Statue of Liberty under French flag

I’ve seen numerous comments on social media addressing the selective outrage and grief of those who have expressed feelings about the terrorist attacks in Paris. Some of those posts point out that it’s not just Parisians suffering from terrorism, or that Islamic terrorists don’t represent all Muslims. Arguable points.

Other posts accuse those who mourn the events in Paris of hypocrisy, racism, religious intolerance, and a host of other failings. The latter posters try to shame and guilt-trip us into taking down our pictures of the Eiffel Tower and French flag watermarks on profile pictures.

To the latter I say: Go sit on your collective thumb and rotate.

Paris was attacked because Paris is a symbol. Paris is one of the European cities that gave birth to The Renaissance and The Enlightenment—it was an incubator of philosophical, scientific, political and artistic advances as Europe ascending from 800 years of the Dark Ages. In France, The Enlightenment emphasized individual liberty and religious tolerance, in opposition to the principles of religious dogma and rule by God-ordained monarchies. There was a fundamental shift toward the the embrace of empiricism, scientific rigor, humanism, artistic freedom, and questioning of religious orthodoxy. Paris remains a center of intellectual and artistic freedom—the very stuff that religious zealots hate. The reason it was targeted.

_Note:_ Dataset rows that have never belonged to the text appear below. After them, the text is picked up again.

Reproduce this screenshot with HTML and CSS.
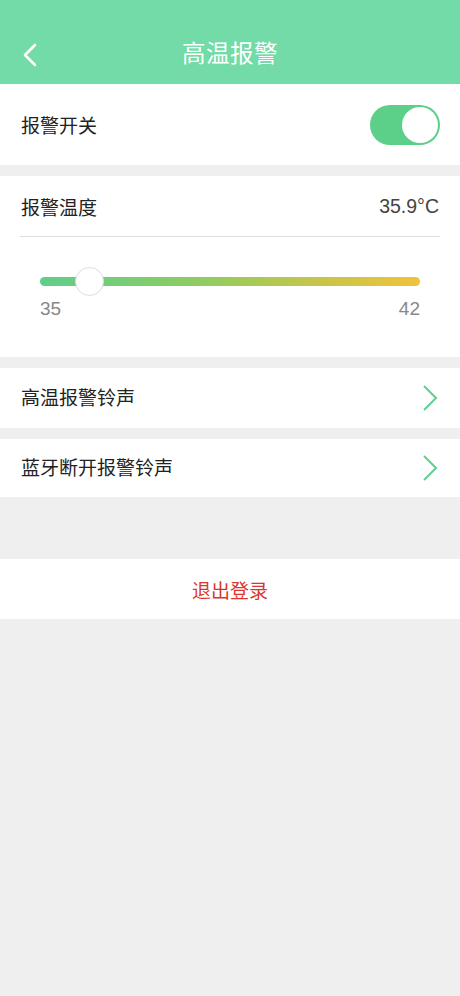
FILE: index.html
```html
<!DOCTYPE html>
<html lang="zh">
<head>
    <meta charset="UTF-8">
    <title>高温报警</title>
    <link rel="stylesheet" href="styles.css">
</head>
<body>
<div class="header">
    <svg class="back" width="16" height="24" viewBox="0 0 16 24">
        <polyline points="13,2 3,12 13,22" fill="none" stroke="#fff" stroke-width="2.6" stroke-linecap="round" stroke-linejoin="round"/>
    </svg>
    <span class="title">高温报警</span>
</div>

<div class="row switch-row">
    <span>报警开关</span>
    <div class="switch"><i></i></div>
</div>

<div class="card">
    <div class="temp-head">
        <span>报警温度</span>
        <span class="temp-val">35.9°C</span>
    </div>
    <div class="slider">
        <div class="track"><i class="thumb"></i></div>
        <div class="marks"><span>35</span><span>42</span></div>
    </div>
</div>

<div class="row link-row">
    <span>高温报警铃声</span>
    <svg width="16" height="28" viewBox="0 0 16 28"><polyline points="2,2 14,14 2,26" fill="none" stroke="#5fcf94" stroke-width="2"/></svg>
</div>
<div class="row link-row second">
    <span>蓝牙断开报警铃声</span>
    <svg width="16" height="28" viewBox="0 0 16 28"><polyline points="2,2 14,14 2,26" fill="none" stroke="#5fcf94" stroke-width="2"/></svg>
</div>

<div class="logout">退出登录</div>
</body>
</html>
```

FILE: styles.css
```css
body{
    margin: 0;
    background: #efefef;
    font-family: "Noto Sans CJK SC", "Noto Sans", sans-serif;
    color: #222;
}
.header{
    height: 84px;
    background: #73dba7;
    display: flex;
    align-items: center;
    justify-content: center;
    position: relative;
    padding-top: 20px;
    box-sizing: border-box;
}
.header .back{
    position: absolute;
    left: 22px;
    top: 43px;
}
.header .title{
    color: #fff;
    font-size: 23.5px;
    letter-spacing: 0.5px;
}
.row{
    background: #fff;
    display: flex;
    align-items: center;
    justify-content: space-between;
    padding: 0 21px 0 21px;
    font-size: 19px;
}
.switch-row{
    height: 81px;
}
.switch{
    width: 70px;
    height: 40px;
    border-radius: 20px;
    background: #5ccf88;
    position: relative;
    margin-right: -1px;
}
.switch i{
    position: absolute;
    right: 2px;
    top: 2px;
    width: 36px;
    height: 36px;
    border-radius: 50%;
    background: #fff;
}
.card{
    background: #fff;
    margin-top: 11px;
    padding: 0 20px;
    height: 181px;
}
.temp-head{
    height: 60px;
    display: flex;
    align-items: center;
    justify-content: space-between;
    font-size: 19px;
    border-bottom: 1px solid #ddd;
    padding: 0 1px;
}
.temp-val{
    font-family: "Liberation Sans", Arial, sans-serif;
    color: #444;
    font-size: 19.5px;
}
.slider{
    padding: 0 20px;
}
.track{
    margin-top: 40px;
    height: 9px;
    border-radius: 5px;
    background: linear-gradient(90deg, #5fcf88, #8ccc63 40%, #c9c546 75%, #f0c33d);
    position: relative;
}
.thumb{
    position: absolute;
    left: 35px;
    top: -10px;
    width: 27px;
    height: 27px;
    border-radius: 50%;
    background: #fff;
    border: 1px solid #ddd;
}
.marks{
    display: flex;
    justify-content: space-between;
    margin-top: 12px;
    font-family: "Liberation Sans", Arial, sans-serif;
    font-size: 19px;
    color: #888;
}
.link-row{
    margin-top: 11px;
    height: 60px;
    padding-right: 22px;
}
.link-row span{
    margin-top: -3px;
}
.link-row.second{
    height: 58px;
}
.logout{
    margin-top: 62px;
    height: 60px;
    background: #fff;
    color: #d9362c;
    font-size: 19px;
    display: flex;
    align-items: center;
    justify-content: center;
}
```
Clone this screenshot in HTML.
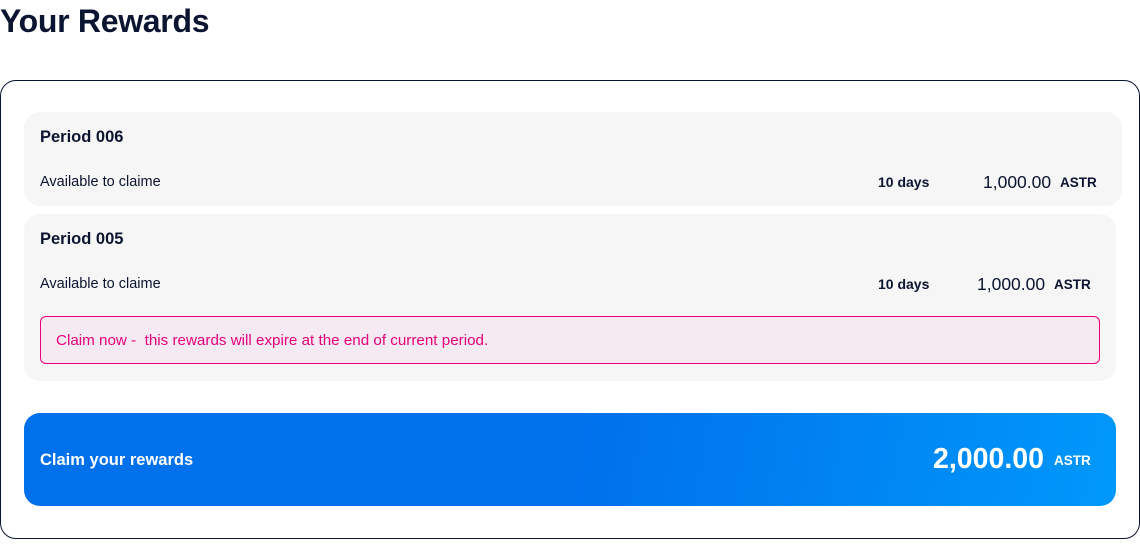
<!DOCTYPE html>
<html><head><style>
*{margin:0;padding:0;box-sizing:border-box}
body{width:1140px;height:547px;background:#fff;font-family:"Liberation Sans",sans-serif;color:#0b1430;position:relative;overflow:hidden}
h1{position:absolute;left:0;top:3px;font-size:32px;font-weight:700;letter-spacing:-0.3px;color:#0b1430}
.outer{position:absolute;left:0;top:80px;width:1140px;height:459px;border:1px solid #0b1430;border-radius:16px}
.card{position:absolute;background:#f6f6f6;border-radius:16px}
.t{position:absolute;font-size:16.5px;font-weight:700}
.s{position:absolute;font-size:14.5px}
.d{position:absolute;font-size:14px;font-weight:700}
.n{position:absolute;font-size:17.5px;font-weight:500}
.a{position:absolute;font-size:13.5px;font-weight:700}
.warn{position:absolute;left:40px;top:316px;width:1060px;height:48px;border:1px solid #e6007a;border-radius:6px;background:#f5eaf2;color:#e6007a;font-size:15.2px;padding:15px 0 0 15px}
.blue{position:absolute;left:24px;top:413px;width:1092px;height:93px;border-radius:16px;background:linear-gradient(100deg,#0070eb 0%,#0070eb 50%,#0098fb 100%);color:#fff}
</style></head><body>
<h1>Your Rewards</h1>
<div class="outer"></div>
<div class="card" style="left:24px;top:112px;width:1098px;height:94px"></div>
<div class="t" style="left:40px;top:128px">Period 006</div>
<div class="s" style="left:40px;top:174px">Available to claime</div>
<div class="d" style="left:878px;top:174px">10 days</div>
<div class="n" style="left:983px;top:172px">1,000.00</div>
<div class="a" style="left:1060px;top:175px">ASTR</div>
<div class="card" style="left:24px;top:214px;width:1092px;height:167px"></div>
<div class="t" style="left:40px;top:230px">Period 005</div>
<div class="s" style="left:40px;top:276px">Available to claime</div>
<div class="d" style="left:878px;top:276px">10 days</div>
<div class="n" style="left:977px;top:274px">1,000.00</div>
<div class="a" style="left:1054px;top:277px">ASTR</div>
<div class="warn">Claim now -&nbsp; this rewards will expire at the end of current period.</div>
<div class="blue">
<div class="t" style="left:16px;top:38px">Claim your rewards</div>
<div style="position:absolute;left:909px;top:30px;font-size:28.5px;font-weight:700">2,000.00</div>
<div class="a" style="left:1030px;top:40px">ASTR</div>
</div>
</body></html>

I’m sorry about terrorism born of religious fanaticism everywhere it exists, but when Shia are killing Sunni all across the Middle East, it represents two factions of religious fanaticism and intolerance turning the places where they abide into miserable hell-holes. Yes, it’s appalling that a Russian jetliner was blown up over Egypt. Yes, it’s awful when bombs go off in Beirut and Baghdad. Yes, the mass kidnapping of girls in Nigeria is horrific. But those are not direct attacks on the way of life that I cherish and want preserved for my kids and grandkids.

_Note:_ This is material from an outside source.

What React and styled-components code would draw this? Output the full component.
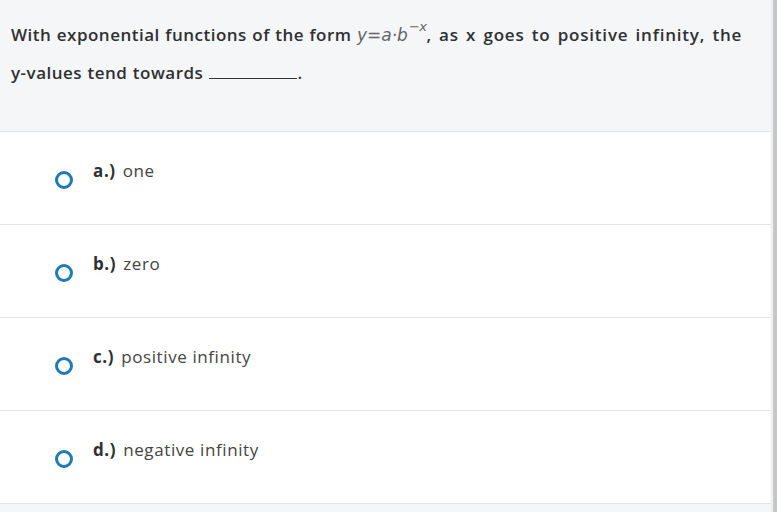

The terrorist attack in Paris represents a direct assault on the secular values that gave rise to modern France—as stated clearly by ISIS, who regard those values as godless, decadent, and obscene. The founders of the United States were largely children of The Enlightenment, and our historical and cultural ties with France, our oldest friend, run deep.

The rampage in Paris—unlike the blowing up of a Russian jetliner, awful as that was—is an attack by religious zealots on everything that I hold dear within the realm of ideas, as it was intended to be. I’m not going to apologize for its impact on me.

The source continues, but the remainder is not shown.